No gaming console, designer fit or trendy sneakers is worth going into debt  for. A thorough understanding of your financial status and what you're able to afford can help you decide what's worth splurging on. If you don’t know where to start, try thinking about your values (for instance, spending time with family, staying active or practicing self-care) and build your budget or spending plan around those key priorities. If you find that you’re prone to comparing yourself to others, bringing your attention to your personal values can help give you focus.
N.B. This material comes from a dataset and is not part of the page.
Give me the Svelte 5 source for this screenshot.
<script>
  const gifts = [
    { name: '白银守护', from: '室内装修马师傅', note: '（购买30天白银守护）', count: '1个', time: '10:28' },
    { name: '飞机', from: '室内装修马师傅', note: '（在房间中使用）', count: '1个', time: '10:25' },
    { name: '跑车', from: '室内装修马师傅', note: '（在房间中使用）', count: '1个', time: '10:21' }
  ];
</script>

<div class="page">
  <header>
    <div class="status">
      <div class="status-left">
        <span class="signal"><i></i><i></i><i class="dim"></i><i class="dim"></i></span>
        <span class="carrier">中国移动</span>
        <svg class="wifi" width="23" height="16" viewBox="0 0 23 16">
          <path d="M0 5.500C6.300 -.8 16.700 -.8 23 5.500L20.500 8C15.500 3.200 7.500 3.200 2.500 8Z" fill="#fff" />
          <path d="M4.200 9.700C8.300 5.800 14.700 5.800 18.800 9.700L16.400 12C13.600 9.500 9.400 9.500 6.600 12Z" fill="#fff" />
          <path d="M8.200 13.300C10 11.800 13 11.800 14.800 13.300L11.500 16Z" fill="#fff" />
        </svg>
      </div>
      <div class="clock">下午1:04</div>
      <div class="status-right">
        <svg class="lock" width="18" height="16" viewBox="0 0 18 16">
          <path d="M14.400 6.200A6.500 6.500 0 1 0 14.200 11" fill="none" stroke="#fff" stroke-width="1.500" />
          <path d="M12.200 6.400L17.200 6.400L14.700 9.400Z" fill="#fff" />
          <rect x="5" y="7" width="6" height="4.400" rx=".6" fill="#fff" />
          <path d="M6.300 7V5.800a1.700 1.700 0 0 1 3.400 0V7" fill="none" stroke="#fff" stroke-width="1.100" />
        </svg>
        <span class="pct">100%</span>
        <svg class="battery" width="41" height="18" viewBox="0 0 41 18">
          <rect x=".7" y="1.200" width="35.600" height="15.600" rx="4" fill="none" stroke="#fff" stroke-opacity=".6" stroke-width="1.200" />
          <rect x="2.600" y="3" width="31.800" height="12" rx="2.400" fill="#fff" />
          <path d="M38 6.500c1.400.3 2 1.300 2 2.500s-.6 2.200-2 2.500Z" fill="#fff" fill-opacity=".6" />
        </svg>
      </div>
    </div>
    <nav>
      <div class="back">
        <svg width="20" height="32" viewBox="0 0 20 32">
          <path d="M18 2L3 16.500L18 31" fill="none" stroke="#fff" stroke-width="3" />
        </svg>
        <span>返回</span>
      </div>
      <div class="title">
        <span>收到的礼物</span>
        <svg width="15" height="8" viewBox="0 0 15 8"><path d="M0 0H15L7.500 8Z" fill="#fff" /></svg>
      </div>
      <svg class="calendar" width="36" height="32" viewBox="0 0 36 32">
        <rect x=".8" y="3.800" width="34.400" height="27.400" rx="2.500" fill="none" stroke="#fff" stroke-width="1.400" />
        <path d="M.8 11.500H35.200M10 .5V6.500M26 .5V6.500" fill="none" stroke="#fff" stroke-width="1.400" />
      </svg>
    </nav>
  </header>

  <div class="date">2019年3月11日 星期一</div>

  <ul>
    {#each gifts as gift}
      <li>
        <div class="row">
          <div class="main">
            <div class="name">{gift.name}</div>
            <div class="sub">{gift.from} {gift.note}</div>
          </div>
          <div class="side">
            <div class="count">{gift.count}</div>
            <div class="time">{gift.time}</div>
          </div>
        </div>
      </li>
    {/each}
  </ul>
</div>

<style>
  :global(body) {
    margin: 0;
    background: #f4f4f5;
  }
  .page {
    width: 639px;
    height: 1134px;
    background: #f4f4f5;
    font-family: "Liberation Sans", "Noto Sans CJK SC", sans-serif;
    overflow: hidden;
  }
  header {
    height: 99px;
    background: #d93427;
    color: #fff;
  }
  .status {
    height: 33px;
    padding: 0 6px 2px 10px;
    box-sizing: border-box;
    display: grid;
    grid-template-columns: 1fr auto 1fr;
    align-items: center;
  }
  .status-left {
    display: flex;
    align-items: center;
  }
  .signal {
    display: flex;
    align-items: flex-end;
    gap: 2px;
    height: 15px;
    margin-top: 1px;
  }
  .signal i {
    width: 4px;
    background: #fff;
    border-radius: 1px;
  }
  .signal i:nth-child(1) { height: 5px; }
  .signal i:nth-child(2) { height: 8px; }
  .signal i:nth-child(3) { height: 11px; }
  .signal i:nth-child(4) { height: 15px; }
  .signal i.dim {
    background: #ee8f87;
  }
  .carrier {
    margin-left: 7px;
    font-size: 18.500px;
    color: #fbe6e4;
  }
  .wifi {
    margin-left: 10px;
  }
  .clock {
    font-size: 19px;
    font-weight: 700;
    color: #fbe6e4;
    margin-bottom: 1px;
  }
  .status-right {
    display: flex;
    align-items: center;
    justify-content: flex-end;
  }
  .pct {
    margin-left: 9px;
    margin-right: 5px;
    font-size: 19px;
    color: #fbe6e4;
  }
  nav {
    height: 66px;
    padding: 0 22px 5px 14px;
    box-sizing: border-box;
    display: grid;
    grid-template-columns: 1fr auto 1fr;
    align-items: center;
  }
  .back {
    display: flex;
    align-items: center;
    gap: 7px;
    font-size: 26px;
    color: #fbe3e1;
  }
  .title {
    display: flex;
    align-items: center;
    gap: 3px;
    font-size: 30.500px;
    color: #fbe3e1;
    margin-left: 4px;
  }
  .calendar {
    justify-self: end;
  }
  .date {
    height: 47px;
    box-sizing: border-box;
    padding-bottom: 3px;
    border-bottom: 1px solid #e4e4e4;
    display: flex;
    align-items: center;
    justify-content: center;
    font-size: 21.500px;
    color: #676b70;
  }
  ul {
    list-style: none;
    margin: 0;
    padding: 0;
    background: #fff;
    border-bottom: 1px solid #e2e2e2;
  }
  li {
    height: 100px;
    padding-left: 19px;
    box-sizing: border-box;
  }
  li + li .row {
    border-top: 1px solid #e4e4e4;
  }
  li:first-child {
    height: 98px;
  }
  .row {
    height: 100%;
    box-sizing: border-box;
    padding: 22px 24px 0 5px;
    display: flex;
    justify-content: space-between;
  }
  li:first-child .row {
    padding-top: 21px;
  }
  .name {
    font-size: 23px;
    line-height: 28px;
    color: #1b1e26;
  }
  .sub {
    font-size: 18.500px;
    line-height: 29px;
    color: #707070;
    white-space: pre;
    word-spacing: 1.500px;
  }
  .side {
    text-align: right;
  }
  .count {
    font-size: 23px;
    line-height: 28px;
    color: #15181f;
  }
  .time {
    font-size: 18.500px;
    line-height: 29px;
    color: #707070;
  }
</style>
If creating a monthly budget is on your list, the 50/30/20 method is good for beginners, designating 50% of your monthly income for essentials, 30% for extras (including those splurge-worthy moments) and 20% for your saving, investing and debt repayment. Map out your income and expenses to get a clearer picture of how much you can afford to spend on splurges. Ask yourself if it’s worth spending a little bit extra or if you can go with a lower-cost option, and if you need some time to save up, that’s OK — it’ll be so satisfying when you reach your goal. 

Give yourself permission

At the end of the day, remember that it's OK to treat yourself from time to time. Allow yourself that gift, truly accept the splurge and move on.

As long as you're taking steps toward building your emergency fund , budgeting , taking on good debt (and paying it down) responsibly and investing in your financial future, a spur-of-the-moment splurge isn't going to have a lasting impact. Let yourself enjoy it. You earned it!